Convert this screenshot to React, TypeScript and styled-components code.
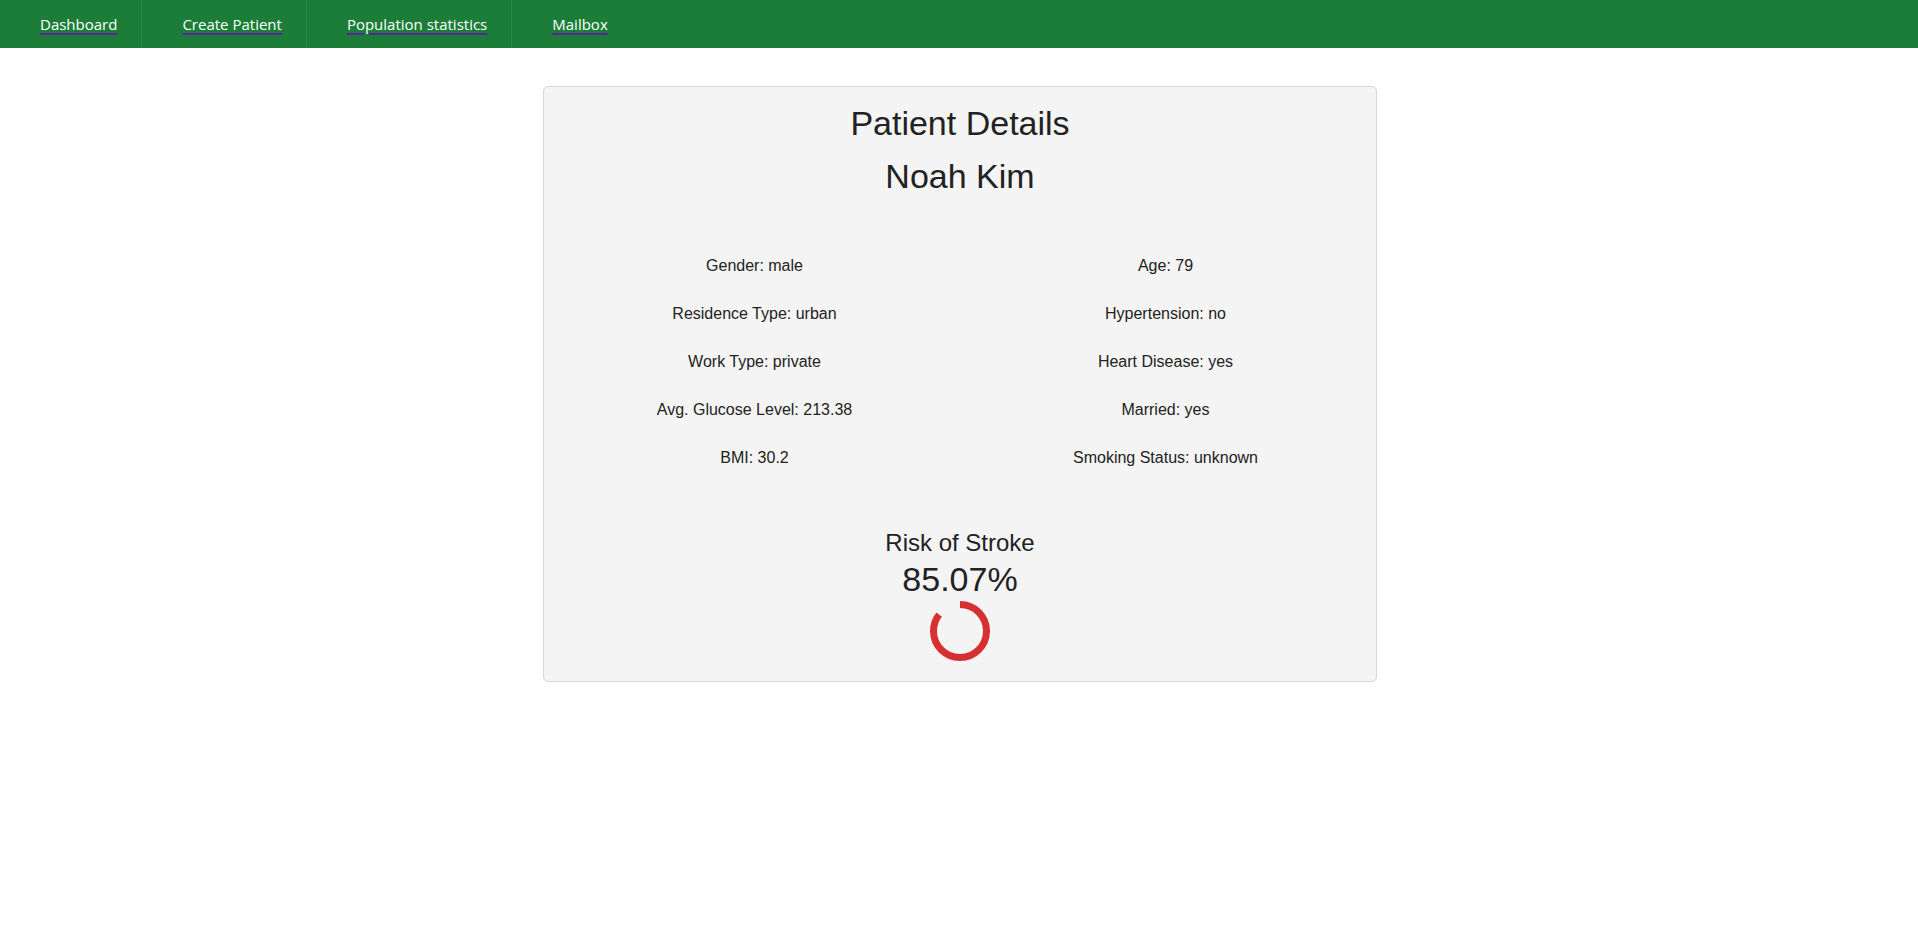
import React from "react";
import styled, { createGlobalStyle } from "styled-components";

const GlobalStyle = createGlobalStyle`
  html, body {
    margin: 0;
    padding: 0;
    background: #ffffff;
  }
  body {
    font-family: "Liberation Sans", Arial, sans-serif;
    color: #222222;
  }
`;

const NavBar = styled.nav`
  display: flex;
  align-items: stretch;
  height: 48px;
  background: #1b7d37;
`;

const NavItem = styled.a<{ $last?: boolean }>`
  display: flex;
  align-items: center;
  padding: 0 24px 0 40px;
  border-right: ${(p) => (p.$last ? "none" : "1px solid #2a8a45")};
  font-family: "Open Sans", "Noto Sans", sans-serif;
  font-size: 15px;
  color: #ffffff;
  text-decoration: underline;
  text-decoration-color: #5a22a0;
  text-decoration-thickness: 1.5px;
  text-underline-offset: 3px;
  cursor: pointer;
`;

const Main = styled.main`
  display: flex;
  justify-content: center;
  padding: 38px 0 0 2px;
`;

const Card = styled.section`
  box-sizing: border-box;
  width: 834px;
  height: 596px;
  padding: 16px 5px 0;
  background: #f4f4f4;
  border: 1px solid #d6d6d6;
  border-radius: 5px;
  display: flex;
  flex-direction: column;
  align-items: center;
`;

const Heading = styled.h1<{ $gap?: number }>`
  margin: ${(p) => p.$gap ?? 0}px 0 0;
  font-size: 34px;
  line-height: 40px;
  font-weight: 400;
  color: #222222;
  text-align: center;
`;

const DetailGrid = styled.div`
  width: 100%;
  margin-top: 46px;
  display: grid;
  grid-template-columns: 1fr 1fr;
`;

const Detail = styled.div`
  height: 48px;
  line-height: 48px;
  font-size: 16px;
  text-align: center;
  color: #222222;
`;

const RiskLabel = styled.div`
  margin-top: 47px;
  font-size: 24px;
  line-height: 28px;
  color: #222222;
`;

const RiskValue = styled.div`
  margin-top: 3px;
  font-size: 34px;
  line-height: 38px;
  color: #222222;
`;

const Gauge = styled.svg`
  display: block;
  margin-top: 3px;
`;

const details: [string, string][] = [
  ["Gender: male", "Age: 79"],
  ["Residence Type: urban", "Hypertension: no"],
  ["Work Type: private", "Heart Disease: yes"],
  ["Avg. Glucose Level: 213.38", "Married: yes"],
  ["BMI: 30.2", "Smoking Status: unknown"],
];

const navItems = ["Dashboard", "Create Patient", "Population statistics", "Mailbox"];

const RiskRing: React.FC<{ value: number }> = ({ value }) => {
  const r = 26.5;
  const c = 2 * Math.PI * r;
  return (
    <Gauge width="60" height="60" viewBox="0 0 60 60">
      <circle
        cx="30"
        cy="30"
        r={r}
        fill="none"
        stroke="#d63031"
        strokeWidth="7"
        strokeDasharray={`${(c * value) / 100} ${c}`}
        transform="rotate(-90 30 30)"
      />
    </Gauge>
  );
};

export default function App() {
  const risk = 85.07;
  return (
    <>
      <GlobalStyle />
      <NavBar>
        {navItems.map((item, i) => (
          <NavItem key={item} $last={i === navItems.length - 1}>
            {item}
          </NavItem>
        ))}
      </NavBar>
      <Main>
        <Card>
          <Heading>Patient Details</Heading>
          <Heading $gap={13}>Noah Kim</Heading>
          <DetailGrid>
            {details.map(([l, r]) => (
              <React.Fragment key={l}>
                <Detail>{l}</Detail>
                <Detail>{r}</Detail>
              </React.Fragment>
            ))}
          </DetailGrid>
          <RiskLabel>Risk of Stroke</RiskLabel>
          <RiskValue>{risk.toFixed(2)}%</RiskValue>
          <RiskRing value={risk} />
        </Card>
      </Main>
    </>
  );
}
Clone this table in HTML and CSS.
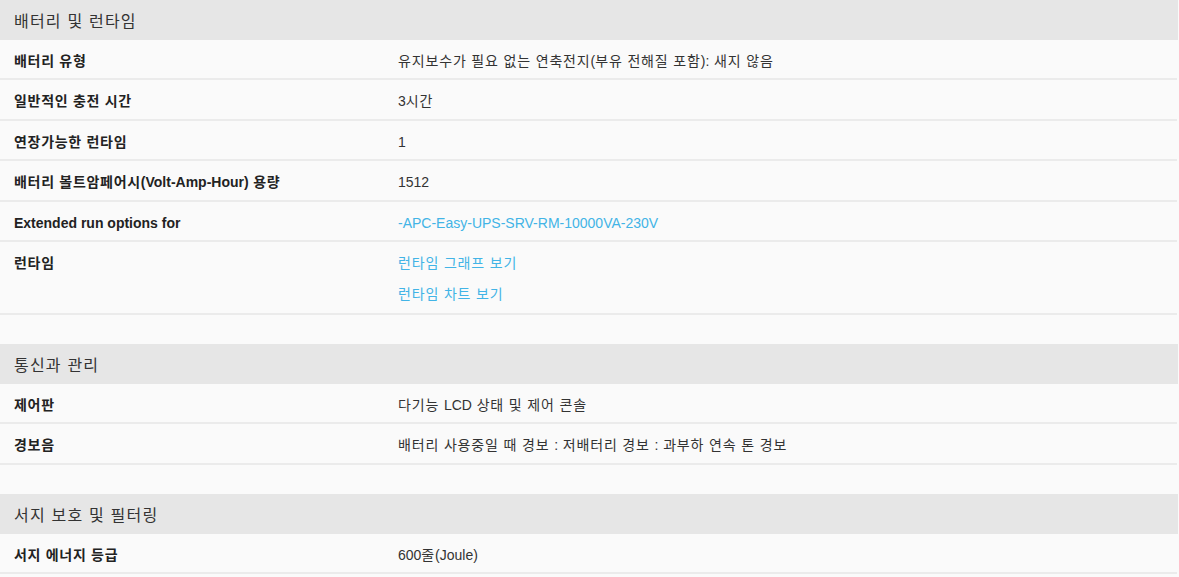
FILE: index.html
```html
<!DOCTYPE html>
<html lang="ko">
<head>
<meta charset="utf-8">
<link rel="stylesheet" href="styles.css">
</head>
<body>
<div class="specs">
  <section class="group">
    <h2 class="group-title">배터리 및 런타임</h2>
    <div class="row"><div class="label">배터리 유형</div><div class="value">유지보수가 필요 없는 연축전지<span class="lat">(</span>부유 전해질 포함<span class="lat">):</span> 새지 않음</div></div>
    <div class="row"><div class="label">일반적인 충전 시간</div><div class="value"><span class="lat">3</span>시간</div></div>
    <div class="row"><div class="label">연장가능한 런타임</div><div class="value"><span class="lat">1</span></div></div>
    <div class="row"><div class="label">배터리 볼트암페어시<span class="lat">(Volt-Amp-Hour)</span> 용량</div><div class="value"><span class="lat">1512</span></div></div>
    <div class="row"><div class="label lat">Extended run options for</div><div class="value lat"><a class="link" href="#">-APC-Easy-UPS-SRV-RM-10000VA-230V</a></div></div>
    <div class="row"><div class="label">런타임</div><div class="value links"><a class="link" href="#">런타임 그래프 보기</a><a class="link" href="#">런타임 차트 보기</a></div></div>
  </section>
  <section class="group">
    <h2 class="group-title">통신과 관리</h2>
    <div class="row"><div class="label">제어판</div><div class="value">다기능 <span class="lat">LCD</span> 상태 및 제어 콘솔</div></div>
    <div class="row"><div class="label">경보음</div><div class="value">배터리 사용중일 때 경보 <span class="lat">:</span> 저배터리 경보 <span class="lat">:</span> 과부하 연속 톤 경보</div></div>
  </section>
  <section class="group">
    <h2 class="group-title">서지 보호 및 필터링</h2>
    <div class="row"><div class="label">서지 에너지 등급</div><div class="value"><span class="lat">600</span>줄<span class="lat">(Joule)</span></div></div>
  </section>
</div>
</body>
</html>
```

FILE: styles.css
```css
html, body {
  margin: 0;
  padding: 0;
  background: #fafafa;
}
body {
  font-family: "Liberation Sans", "Noto Sans CJK KR", sans-serif;
  color: #333;
  font-size: 14px;
}
.lat {
  letter-spacing: 0 !important;
}
.specs {
  width: 1178px;
  display: flex;
  flex-direction: column;
  gap: 29px;
}
.group {
  display: flex;
  flex-direction: column;
}
.group-title {
  margin: 0;
  height: 40px;
  display: flex;
  align-items: center;
  padding: 0 14px;
  background: #e6e6e6;
  font-size: 16px;
  font-weight: normal;
  color: #333;
  letter-spacing: 0.075em;
}
.row {
  display: grid;
  grid-template-columns: 384px 1fr;
  border-bottom: 2px solid #ebebeb;
  margin-right: 1px;
}
.label, .value {
  padding: 11px 14px 7px;
  line-height: 20.4px;
}
.label {
  font-weight: bold;
  color: #222;
  letter-spacing: 0.05em;
}
.value {
  color: #333;
  letter-spacing: 0.06em;
}
.links {
  display: flex;
  flex-direction: column;
  gap: 11px;
  padding-bottom: 8px;
}
.link {
  color: #42b4e6;
  text-decoration: none;
}
```
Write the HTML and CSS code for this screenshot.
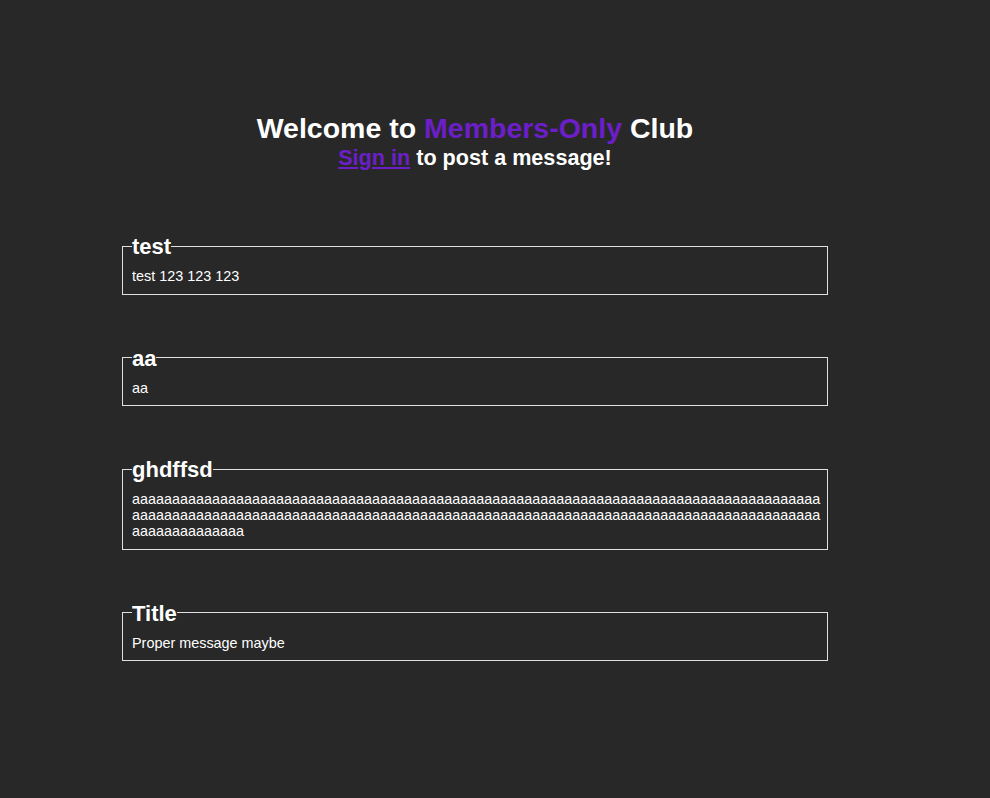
★ ★ ★ ★ ★
• Exercise
Without including any pictures, please restate all the records exactly.

• Exercise result
Convert this screenshot to React, TypeScript and styled-components code.
import React from "react";
import styled, { createGlobalStyle } from "styled-components";

const GlobalStyle = createGlobalStyle`
  html, body {
    margin: 0;
    padding: 0;
    background: #ffffff;
  }
  body {
    font-family: "Liberation Sans", Arial, sans-serif;
    color: #222222;
  }
`;

const NavBar = styled.nav`
  display: flex;
  align-items: stretch;
  height: 48px;
  background: #1b7d37;
`;

const NavItem = styled.a<{ $last?: boolean }>`
  display: flex;
  align-items: center;
  padding: 0 24px 0 40px;
  border-right: ${(p) => (p.$last ? "none" : "1px solid #2a8a45")};
  font-family: "Open Sans", "Noto Sans", sans-serif;
  font-size: 15px;
  color: #ffffff;
  text-decoration: underline;
  text-decoration-color: #5a22a0;
  text-decoration-thickness: 1.5px;
  text-underline-offset: 3px;
  cursor: pointer;
`;

const Main = styled.main`
  display: flex;
  justify-content: center;
  padding: 38px 0 0 2px;
`;

const Card = styled.section`
  box-sizing: border-box;
  width: 834px;
  height: 596px;
  padding: 16px 5px 0;
  background: #f4f4f4;
  border: 1px solid #d6d6d6;
  border-radius: 5px;
  display: flex;
  flex-direction: column;
  align-items: center;
`;

const Heading = styled.h1<{ $gap?: number }>`
  margin: ${(p) => p.$gap ?? 0}px 0 0;
  font-size: 34px;
  line-height: 40px;
  font-weight: 400;
  color: #222222;
  text-align: center;
`;

const DetailGrid = styled.div`
  width: 100%;
  margin-top: 46px;
  display: grid;
  grid-template-columns: 1fr 1fr;
`;

const Detail = styled.div`
  height: 48px;
  line-height: 48px;
  font-size: 16px;
  text-align: center;
  color: #222222;
`;

const RiskLabel = styled.div`
  margin-top: 47px;
  font-size: 24px;
  line-height: 28px;
  color: #222222;
`;

const RiskValue = styled.div`
  margin-top: 3px;
  font-size: 34px;
  line-height: 38px;
  color: #222222;
`;

const Gauge = styled.svg`
  display: block;
  margin-top: 3px;
`;

const details: [string, string][] = [
  ["Gender: male", "Age: 79"],
  ["Residence Type: urban", "Hypertension: no"],
  ["Work Type: private", "Heart Disease: yes"],
  ["Avg. Glucose Level: 213.38", "Married: yes"],
  ["BMI: 30.2", "Smoking Status: unknown"],
];

const navItems = ["Dashboard", "Create Patient", "Population statistics", "Mailbox"];

const RiskRing: React.FC<{ value: number }> = ({ value }) => {
  const r = 26.5;
  const c = 2 * Math.PI * r;
  return (
    <Gauge width="60" height="60" viewBox="0 0 60 60">
      <circle
        cx="30"
        cy="30"
        r={r}
        fill="none"
        stroke="#d63031"
        strokeWidth="7"
        strokeDasharray={`${(c * value) / 100} ${c}`}
        transform="rotate(-90 30 30)"
      />
    </Gauge>
  );
};

export default function App() {
  const risk = 85.07;
  return (
    <>
      <GlobalStyle />
      <NavBar>
        {navItems.map((item, i) => (
          <NavItem key={item} $last={i === navItems.length - 1}>
            {item}
          </NavItem>
        ))}
      </NavBar>
      <Main>
        <Card>
          <Heading>Patient Details</Heading>
          <Heading $gap={13}>Noah Kim</Heading>
          <DetailGrid>
            {details.map(([l, r]) => (
              <React.Fragment key={l}>
                <Detail>{l}</Detail>
                <Detail>{r}</Detail>
              </React.Fragment>
            ))}
          </DetailGrid>
          <RiskLabel>Risk of Stroke</RiskLabel>
          <RiskValue>{risk.toFixed(2)}%</RiskValue>
          <RiskRing value={risk} />
        </Card>
      </Main>
    </>
  );
}
Clone this table in HTML and CSS.
FILE: index.html
```html
<!DOCTYPE html>
<html lang="ko">
<head>
<meta charset="utf-8">
<link rel="stylesheet" href="styles.css">
</head>
<body>
<div class="specs">
  <section class="group">
    <h2 class="group-title">배터리 및 런타임</h2>
    <div class="row"><div class="label">배터리 유형</div><div class="value">유지보수가 필요 없는 연축전지<span class="lat">(</span>부유 전해질 포함<span class="lat">):</span> 새지 않음</div></div>
    <div class="row"><div class="label">일반적인 충전 시간</div><div class="value"><span class="lat">3</span>시간</div></div>
    <div class="row"><div class="label">연장가능한 런타임</div><div class="value"><span class="lat">1</span></div></div>
    <div class="row"><div class="label">배터리 볼트암페어시<span class="lat">(Volt-Amp-Hour)</span> 용량</div><div class="value"><span class="lat">1512</span></div></div>
    <div class="row"><div class="label lat">Extended run options for</div><div class="value lat"><a class="link" href="#">-APC-Easy-UPS-SRV-RM-10000VA-230V</a></div></div>
    <div class="row"><div class="label">런타임</div><div class="value links"><a class="link" href="#">런타임 그래프 보기</a><a class="link" href="#">런타임 차트 보기</a></div></div>
  </section>
  <section class="group">
    <h2 class="group-title">통신과 관리</h2>
    <div class="row"><div class="label">제어판</div><div class="value">다기능 <span class="lat">LCD</span> 상태 및 제어 콘솔</div></div>
    <div class="row"><div class="label">경보음</div><div class="value">배터리 사용중일 때 경보 <span class="lat">:</span> 저배터리 경보 <span class="lat">:</span> 과부하 연속 톤 경보</div></div>
  </section>
  <section class="group">
    <h2 class="group-title">서지 보호 및 필터링</h2>
    <div class="row"><div class="label">서지 에너지 등급</div><div class="value"><span class="lat">600</span>줄<span class="lat">(Joule)</span></div></div>
  </section>
</div>
</body>
</html>
```

FILE: styles.css
```css
html, body {
  margin: 0;
  padding: 0;
  background: #fafafa;
}
body {
  font-family: "Liberation Sans", "Noto Sans CJK KR", sans-serif;
  color: #333;
  font-size: 14px;
}
.lat {
  letter-spacing: 0 !important;
}
.specs {
  width: 1178px;
  display: flex;
  flex-direction: column;
  gap: 29px;
}
.group {
  display: flex;
  flex-direction: column;
}
.group-title {
  margin: 0;
  height: 40px;
  display: flex;
  align-items: center;
  padding: 0 14px;
  background: #e6e6e6;
  font-size: 16px;
  font-weight: normal;
  color: #333;
  letter-spacing: 0.075em;
}
.row {
  display: grid;
  grid-template-columns: 384px 1fr;
  border-bottom: 2px solid #ebebeb;
  margin-right: 1px;
}
.label, .value {
  padding: 11px 14px 7px;
  line-height: 20.4px;
}
.label {
  font-weight: bold;
  color: #222;
  letter-spacing: 0.05em;
}
.value {
  color: #333;
  letter-spacing: 0.06em;
}
.links {
  display: flex;
  flex-direction: column;
  gap: 11px;
  padding-bottom: 8px;
}
.link {
  color: #42b4e6;
  text-decoration: none;
}
```
Write the HTML and CSS code for this screenshot.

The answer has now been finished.